I also told her that she was now in on the secret and that she was part of the team with me and dad to keep the secret special for her little brother.
She didn’t let us down last Christmas. Anyone would be lucky to have her on their elf team.
Naturally, I thought the magic would start to slide as another Christmas went by this year, but she threw us for a loop.
The day after Thanksgiving, she put the final touches on her handwritten letter to Santa that she had been working on for days. It was the most time she had ever spent on a letter to Santa in her entire life. She asked him how the North Pole was. She told him she’d been nice, and a little naughty, this past year. (Maybe she knows she can’t pull the wool over his eyes anymore.) And she asked for a few simple things for Christmas - funky socks, a music book, a toy, and a gift card to a climbing gym.
I watched her delicately fold the letter and put it in an envelope. Then she looked up at me with a twinkle in her eye and asked “Mom, what’s Santa’s address?”
I smirked, silently agreeing to play her game, and said “Let me look that up for you.” Go ahead, Google it. The US Postal Services lists an official address for the big guy.
She neatly wrote his address and her return address on the envelope and handed me the letter. “Can you get this to Santa?”
“Yeah, Kiddo. I’ll get it to him.”
The magic is still there.
But the magic is still there because she chooses for it to still be there. She knows the truth, but she also knows that Christmas will feel a little more special if she still believes.
It made me think…
What if we all took a cue from her?
Not about Christmas, but maybe about the world around us.
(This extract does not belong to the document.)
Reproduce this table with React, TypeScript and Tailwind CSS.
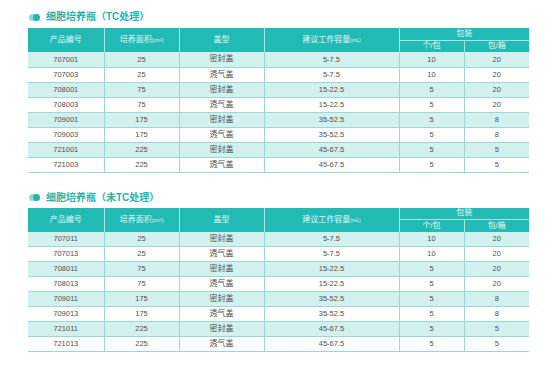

At some point, maybe in your 20s or earlier depending on your life circumstances, you learn that the world isn’t what you thought. People can be mean. Life can be unfair. Things don’t always work out how you would have wanted.
Maybe the magic is lost.
But even knowing that, what if we just chose to believe that there was still goodness everywhere. What if we believed people could still be good and that life will end up fair and things will work out in the way that is best in the end.
Could we choose to see everything a little more magical? Could we choose to have a little twinkle in our eye as we walked through our days? Could we choose to believe that not everyone was out to get us?
Could we just choose to believe in goodness?
I might try it this week. You’re welcome to join me.